İslami Mücadele Birikimimiz ve Bugünümüz
Özgür-Der Bingöl Şubesi’nin düzenlemiş olduğu seminerler dizisinde Selahattin Eş Çakırgil “İslami Mücadele Birikimimiz ve Bugünümüz” başlıklı bir sunum yaptı.
Özgür-Der Bingöl Şubesi'nin düzenlemiş olduğu Islah ve İnşa üst başlıklı paneller ve seminerler dizisinde bu ay Selahattin Eş Çakırgil'in sunduğu "İslami Mücadele Birikimimiz ve Bugünümüz" konusu işlendi.

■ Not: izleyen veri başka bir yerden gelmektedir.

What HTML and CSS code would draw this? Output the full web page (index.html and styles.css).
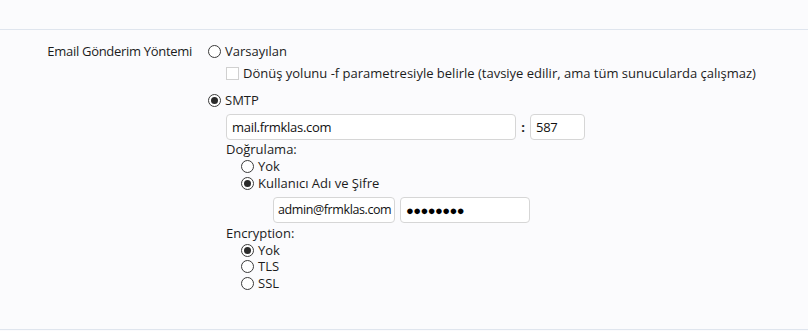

Açılış konuşmasını yapan Erhan Ozan, konuşmacının kısa biyografisini dinleyicilere sunmasının akabinde sunumunu yapması için Selahattin Eş Çakırgil'i davet etti.
Çakırgil, son 14 asrımızın bizlere yol gösterdiğini belirterek sunumuna başladı. Mekke ve Medin dönemindeki olaylar içinde Müslümanca duruşun, Raşit halifeler döneminde Müslümanca yönetimin ve akabinde uzunca bir saltanata döneminin götürülerine kısaca değinen Çakırgil, insanlık tarihinin ana ekseninin Tevhid ve Şirk mücadelesinin oluşturduğunun altını çizdi. Konuşmasını şöyle sürdürdü: " İnsanlık tarihinin ana ekseninin Tevhid ve Şirk mücadelesi oluşturmaktadır. Bizler tüm gelen Peygamberler arasında ayrım yapmayız. Bizler ilk insandan bugüne gelen ezeli ve ebedi mücadeledeki yerimizi alıyoruz."
Konuşmasının devamında Müslümanlara yönelik bir özeleştiri getiren Çakırgil, biz Müslümanların son üç asrı iyi okumadığımıza ve bugün ki sıkıntılarımızın temel ekseninin bu olduğunu vurguladı. Sanayileşmeyle gelişen batıya karşı bizlerin yerimizde saydığını ve bir batı hayranlığının içimizde kol gezdiğini beliten Çakırgil konuşmasını şöyle devam ettirdi: " Avrupa-i terimler ile zihinlerimiz bulandı ve Avrupa bizler için iyi olan her şey için kullanılmaya başlandı."
Çakırgil konuşmasının devamında günümüz dünya siyasetine kısaca değindikten sonra Müslümanların dünya çapında gelişip güçlenmesinin önemine vurgu yaptı. Geçmiş ve günümüzü kıyaslayan Eş, bugünlerin daha ılımlı olduğunu ama bu durumun bizleri atalete sevk etmemesi gerektiğini ve sürekli ileri için çalışmamız gerektiğini belirtti.
Son olarak Çakırgil, biz Müslümanların Allah'ın buyruklarını yeryüzüne yaymakla görevli olduğumuzu ve en önemlisi bizlerin belirli bir coğrafyanın insanları olmadığımızı, bir ümmet insanları olduğumuzu vurguladı. Biz Müslümanlar olarak "La ilahe illallah" şuurunu kavrayıp her anımızda bunu yaşayıp yaşatmamız gerektiğinin altını çizerek sunumunu sonlandırdı.
Program soru-cevap faslından sonra sona erdi. Eş Çakırgil program çıkışında okuyucularının kitaplarını imzaladı.